South Korea is located north of Japan and west of both China and Russia. It is also directly south of its northern, communist counterpart, North Korea and directly north of the Korean Strait. It is part of what is called the Korean Peninsula and has the Yellow Sea to the west and the Sea of Japan to the east. The country has a total land area of 100,032 square kilometers or 38, 662 square miles.

The country is separated into 4 general regions: the eastern, western, southeastern, and southwestern regions. Narrow coastal plains and high mountain ranges make up the eastern region, while river basins, rolling hills, and coastal plains make up the western region. Mountains as well as valleys occupy the southwestern area of the country and the Nakdong River basin dominates the southeastern region.

 

Landscape and Climate

South Korea is a country that experiences a humid subtropical climate as well as a humid continental climate. Expect precipitation to come strongly during the summer in what is called jangma or the short rainy season. This usually occurs late in June till the end of July. Winters in this country are often extremely cold, and summers are very hot and humid. South Korea enjoys all the four seasons, with spring happening in late March up to early May and summer occurring immediately after spring until early September. Fall occurs immediately after summer and stays before the start of winter, which is usually sometime middle of November and lasts till the onset of spring.

The country has both highly urbanized areas and forested areas. The return of environmental awareness to the country comes at the tail of 20 years of environmental neglect. With a heavily funded green growth project spearheaded by the government, South Korea is well on the way to creating an environmentally sound nation.

 

Political and Governmental Facts on South Korea

 

Government Type:

Republic

 

Country Name:

Long form (conventional)

Republic of Korea

 

Short form (conventional)

South Korea

 

Long form (local)

Taehan-min’guk

 

Short form (local)

Han’guk

Capital:

Seoul

 

Constitution:

Constitution of July 17, 1948 with amendments made and approved in October of 1987

 

Administrative Divisions:

9 provinces and 7 metropolitan cities

 

Executive Body:

Chief of State (president), Head of Government (prime minister), State Council (presidentially approved)

 

Legislative Body:

Unicameral National Assembly

 

Judicial Body:

Supreme Court and Constitutional Court

 

Others:

 

 

 

South Korea’s government is divided into the judicial, executive, and legislative branches. Executive and legislative branches of this country are at the national level, while judicial branches of the government operate at both local and national levels. The country is running under what is called a constitutional democracy, with local governments having legislative and executive bodies of their own in what is seen as semi-autonomous governance.
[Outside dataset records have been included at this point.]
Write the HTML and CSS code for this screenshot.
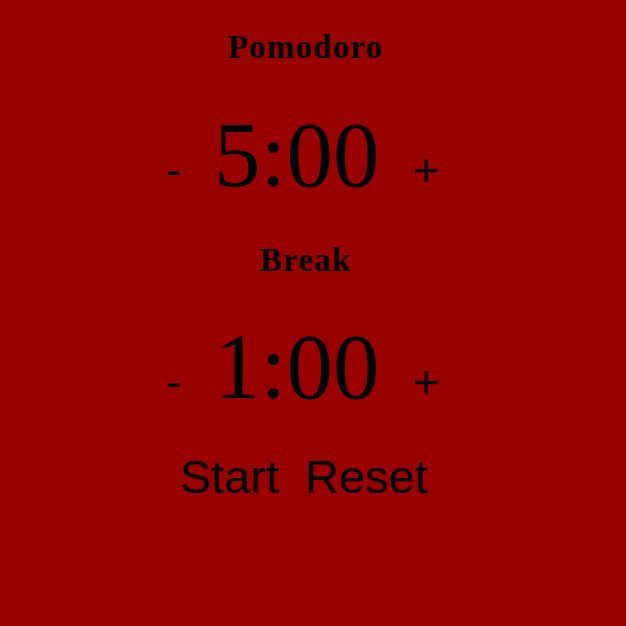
FILE: index.html
```html
<!DOCTYPE html>
<html lang="en">
<head>
<meta charset="utf-8">
<title>Pomodoro</title>
<link rel="stylesheet" href="styles.css">
</head>
<body>
<main class="app">
  <h1 class="label label-session">Pomodoro</h1>
  <div class="timer-row timer-session">
    <button class="adjust" type="button">-</button>
    <span class="time">5:00</span>
    <button class="adjust" type="button">+</button>
  </div>
  <h1 class="label label-break">Break</h1>
  <div class="timer-row timer-break">
    <button class="adjust" type="button">-</button>
    <span class="time">1:00</span>
    <button class="adjust" type="button">+</button>
  </div>
  <div class="controls">
    <button class="control" type="button">Start</button>
    <button class="control" type="button">Reset</button>
  </div>
</main>
</body>
</html>
```
FILE: styles.css
```css
html, body {
  margin: 0;
  padding: 0;
  background: #990000;
  color: #000;
}

body {
  height: 626px;
  overflow: hidden;
}

.app {
  display: flex;
  flex-direction: column;
  align-items: center;
  margin: 0 23px 0 8px;
  padding-top: 27px;
}

.label {
  margin: 0;
  font-family: "Liberation Serif", "Times New Roman", serif;
  font-weight: bold;
  font-size: 33px;
  line-height: 40px;
  letter-spacing: 1.2px;
}

.timer-row {
  display: flex;
  align-items: baseline;
  height: 100px;
  padding-right: 6px;
}

.timer-row .time {
  margin: 0 33px 0 33px;
}

.timer-session {
  margin: 38px 0 35px;
}

.timer-break {
  margin: 37px 0 34px;
}

.time {
  font-family: "Liberation Serif", "Times New Roman", serif;
  font-size: 93px;
  line-height: 100px;
}

.adjust,
.control {
  background: none;
  border: none;
  padding: 0;
  margin: 0;
  color: #000;
  font-family: "Liberation Sans", Arial, sans-serif;
  font-size: 46px;
  line-height: 56px;
  cursor: pointer;
}

.control {
  font-size: 47px;
}

.controls {
  display: flex;
  gap: 26px;
  margin-left: -4px;
  margin-top: -2px;
}
```
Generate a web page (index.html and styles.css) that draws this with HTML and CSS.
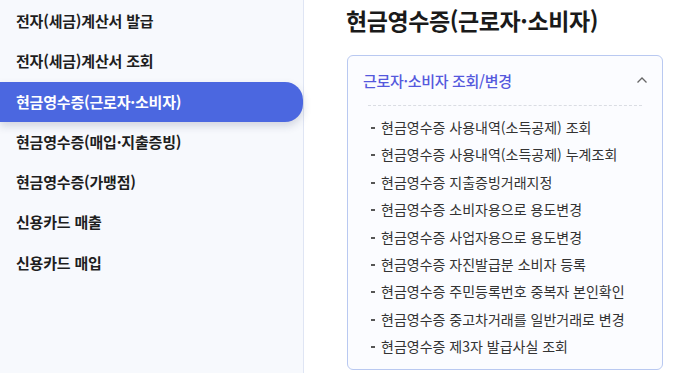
FILE: index.html
```html
<!DOCTYPE html>
<html lang="ko">

<head>
    <meta charset="UTF-8">
    <meta name="viewport" content="width=device-width, initial-scale=1.0">
    <title>현금영수증(근로자·소비자)</title>
    <link rel="stylesheet" href="styles.css">
</head>

<body>
    <div id="side_menu">
        <a class="menu_item">전자(세금)계산서 발급</a>
        <a class="menu_item">전자(세금)계산서 조회</a>
        <a class="menu_item active">현금영수증(근로자·소비자)</a>
        <a class="menu_item">현금영수증(매입·지출증빙)</a>
        <a class="menu_item">현금영수증(가맹점)</a>
        <a class="menu_item">신용카드 매출</a>
        <a class="menu_item">신용카드 매입</a>
    </div>

    <div id="content">
        <h1 class="page_title">현금영수증(근로자·소비자)</h1>

        <div class="panel">
            <div class="panel_head">
                <span>근로자·소비자 조회/변경</span>
                <svg class="chevron" width="12" height="8" viewBox="0 0 12 8">
                    <path d="M1.5 6.5 L6 2 L10.5 6.5" fill="none" stroke="#666" stroke-width="1.3"/>
                </svg>
            </div>
            <ul class="link_list">
                <li>현금영수증 사용내역(소득공제) 조회</li>
                <li>현금영수증 사용내역(소득공제) 누계조회</li>
                <li>현금영수증 지출증빙거래지정</li>
                <li>현금영수증 소비자용으로 용도변경</li>
                <li>현금영수증 사업자용으로 용도변경</li>
                <li>현금영수증 자진발급분 소비자 등록</li>
                <li>현금영수증 주민등록번호 중복자 본인확인</li>
                <li>현금영수증 중고차거래를 일반거래로 변경</li>
                <li>현금영수증 제3자 발급사실 조회</li>
            </ul>
        </div>
    </div>
</body>

</html>
```

FILE: styles.css
```css
body {
    font-family: "Noto Sans CJK KR", "Noto Sans", sans-serif;
    margin: 0;
    display: flex;
    height: 100vh;
    background-color: #fff;
    color: #222;
    overflow: hidden;
}

#side_menu {
    width: 303px;
    padding-top: 1px;
    background-color: #f7f9fd;
    border-right: 1px solid #dfe5f4;
    display: flex;
    flex-direction: column;
}

.menu_item {
    height: 40.3px;
    line-height: 40.3px;
    padding-left: 16px;
    font-size: 15px;
    font-weight: 700;
    color: #1e1e1e;
    letter-spacing: -0.2px;
    cursor: pointer;
}

.menu_item.active {
    background-color: #4b67e0;
    color: #fff;
    border-radius: 0 18px 18px 0;
    box-shadow: 0px 4px 8px rgba(40, 50, 90, 0.18);
}

#content {
    padding-left: 42px;
    padding-right: 10px;
    flex: 1;
}

.page_title {
    font-size: 23px;
    font-weight: 700;
    margin: 4px 0 0 0;
    line-height: 32px;
    letter-spacing: -0.4px;
    color: #1a1a1a;
}

.panel {
    margin-top: 19px;
    margin-left: 1px;
    border: 1px solid #b9c9f1;
    border-radius: 6px;
    background-color: #fbfcff;
    padding-bottom: 8px;
}

.panel_head {
    display: flex;
    justify-content: space-between;
    align-items: center;
    height: 49px;
    padding: 0 14px 0 15px;
    font-size: 15px;
    font-weight: 500;
    color: #5559dd;
    letter-spacing: -0.3px;
}

.chevron {
    margin-top: -2px;
}

.link_list {
    list-style: none;
    margin: 0 20px;
    padding: 8px 0 0 0;
    border-top: 1px dashed #dadde3;
}

.link_list li {
    height: 27.4px;
    line-height: 27.4px;
    padding-left: 13px;
    font-size: 14px;
    color: #333;
    position: relative;
}

.link_list li::before {
    content: "";
    position: absolute;
    left: 3px;
    top: 13px;
    width: 4px;
    height: 2px;
    background-color: #555;
}
```
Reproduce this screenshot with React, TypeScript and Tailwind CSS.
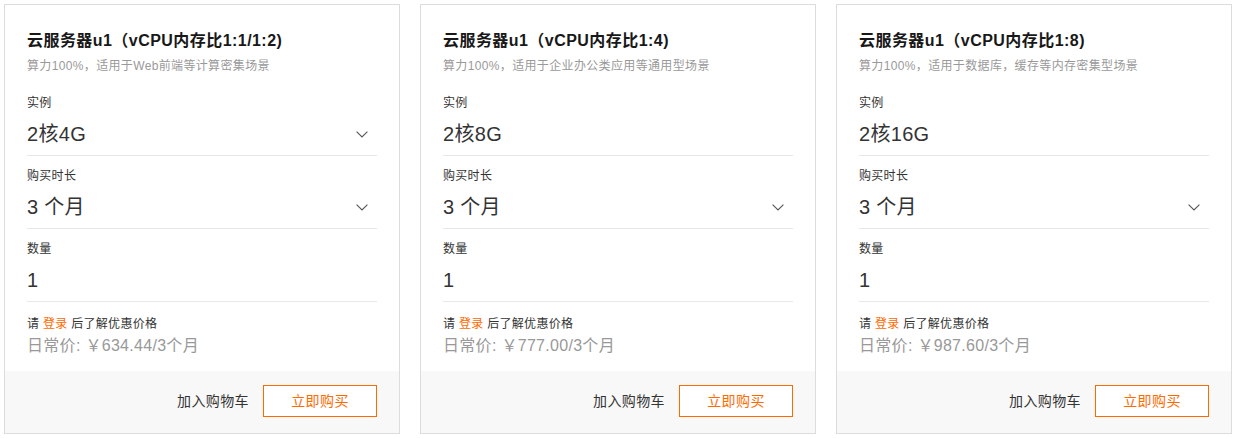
import React from 'react';

type Plan = {
    title: string;
    desc: string;
    spec: string;
    specSelect: boolean;
    price: string;
};

const PLANS: Plan[] = [
    { title: '云服务器u1（vCPU内存比1:1/1:2)', desc: '算力100%，适用于Web前端等计算密集场景', spec: '2核4G', specSelect: true, price: '日常价: ￥634.44/3个月' },
    { title: '云服务器u1（vCPU内存比1:4)', desc: '算力100%，适用于企业办公类应用等通用型场景', spec: '2核8G', specSelect: false, price: '日常价: ￥777.00/3个月' },
    { title: '云服务器u1（vCPU内存比1:8)', desc: '算力100%，适用于数据库，缓存等内存密集型场景', spec: '2核16G', specSelect: false, price: '日常价: ￥987.60/3个月' },
];

const Chevron: React.FC = () => (
    <svg width="12" height="7" viewBox="0 0 12 7" fill="none" className="mr-[9px]">
        <path d="M0.6 0.6 L6 6 L11.4 0.6" stroke="#555" strokeWidth="1.1" />
    </svg>
);

const Field: React.FC<{ label: string; value: string; select?: boolean }> = ({ label, value, select }) => (
    <div className="pt-[10px] border-b border-[#e8e8e8]">
        <div className="text-[12px] leading-[20px] tracking-[0.3px] text-[#333]">{label}</div>
        <div className="flex items-center justify-between h-[42px]">
            <span className="text-[20px] text-[#333] leading-[42px] tracking-[0.3px]">{value}</span>
            {select && <Chevron />}
        </div>
    </div>
);

const PlanCard: React.FC<{ plan: Plan }> = ({ plan }) => (
    <div className="w-[396px] border border-[#dcdcdc] bg-white flex flex-col">
        <div className="px-[22px] pt-[24px]">
            <h3 className="text-[16px] leading-[24px] font-bold text-[#181818] tracking-[0.45px]">{plan.title}</h3>
            <p className="mt-[3px] mb-[7px] text-[12px] leading-[20px] text-[#999] tracking-[0.35px]">{plan.desc}</p>
            <Field label="实例" value={plan.spec} select={plan.specSelect} />
            <Field label="购买时长" value="3 个月" select />
            <Field label="数量" value="1" />
            <div className="pt-[12px] pb-[13px]">
                <div className="text-[12px] leading-[20px] text-[#333] tracking-[0.3px]">
                    请 <span className="text-[#ff6a00]">登录</span> 后了解优惠价格
                </div>
                <div className="text-[16px] leading-[24px] text-[#999] tracking-[0.3px]">{plan.price}</div>
            </div>
        </div>
        <div className="h-[62px] bg-[#f8f8f8] flex items-center justify-end gap-[14px] px-[22px] pb-[2px]">
            <span className="text-[14px] text-[#333] tracking-[0.4px]">加入购物车</span>
            <button className="w-[114px] h-[32px] border border-[#ff6a00] bg-white text-[14px] text-[#ff6a00] tracking-[0.4px]">立即购买</button>
        </div>
    </div>
);

export default function App() {
    return (
        <div className="w-[1238px] h-[439px] bg-white pl-[4px] pt-[4px] font-['Liberation_Sans','Noto_Sans_CJK_SC',sans-serif]">
            <div className="flex gap-[20px]">
                {PLANS.map(p => <PlanCard key={p.title} plan={p} />)}
            </div>
        </div>
    );
}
The structure of the government in this country is established with the help of the constitution. With a fully functioning modern democracy, South Korea operates with a presidential system and an independent chief executive at the reins.

 

South Korea’s Economy

 

GDP (Purchasing Power Parity)

US$1.549 trillion (2011 est.)

GDP (Official Exchange rate)

US$1.164 trillion (2011 est.)

GDP Real Growth Rate

3.6% (2011 est.)

Labor Force:

25.1 million (2011 est.)

Unemployment Rate:

3.4% (2011 est.)

Budget:

expenditures: $242 billion
revenues: $267.9 billion (2011 est.)

Public Debt:

33.3% of GDP (2011 est.)

Others:

 

 

South Korea has been enjoying incredible economic growth and stability for four decades. While the country was considered at the same level of some of the poorer regions and countries of Asia and Africa in the 1960s, in early 2000, the country joined the ranks of world economies that had trillions in purchasing power parity. They are now one of the largest economies in the world and a high-income developed country as of today.

The country is highly dependent on international trade and earns revenues from being the sixth largest exporter in the world. Some of the industries that South Korea depends on for its stable economy include electronics, automobile production, chemicals, telecommunications, ship building, and the steel industry.

 

People and Culture

South Korea is a country that takes pride in being an ethnically homogenous society, with majority of the people within its borders having Korean ethnicity. Also called the single race society, the country is essentially 99% made up of residents with Korean blood. There are a number of foreign nationals living in South Korea; however, majority of these are actually South Koreans with foreign citizenships. The few true foreign nationals in the country are often U.S. servicemen, English teachers from different countries and migrants from China.

Religion in the country is almost non-existent with virtually half of the population stating that they have no religious ties or preferences. For those who do have religions, around 22% of the population is Buddhist, 18% is Protestant, and 11% is Roman Catholic. Other religions like Jehovah’s Witness, Confucianism, Islam, and Cheondoism also have followers in the country, although in smaller numbers.

Korean traditional culture is actually shared by both the North and the South; however, distinct differences have developed over the years due to the division of the two in 1945. With Chinese influences, the country has been able to develop a cultural identity that is similar to yet entirely unique from its neighbors.

Food in the country is also one of the few that is becoming extremely popular worldwide, with traditional foods like kimchi, bibimbap, and bulgogi becoming favorites in cities across the world. Korean cuisine, much like other Asian cuisines, revolves around staples like rice and noodles and dishes made with fish, vegetables, tofu, and a variety of meats. You can also expect meals in South Korea to be heavily seasoned with soy sauce, sesame oil, fermented soybean paste, ginger, garlic, and hot pepper paste called gochujang.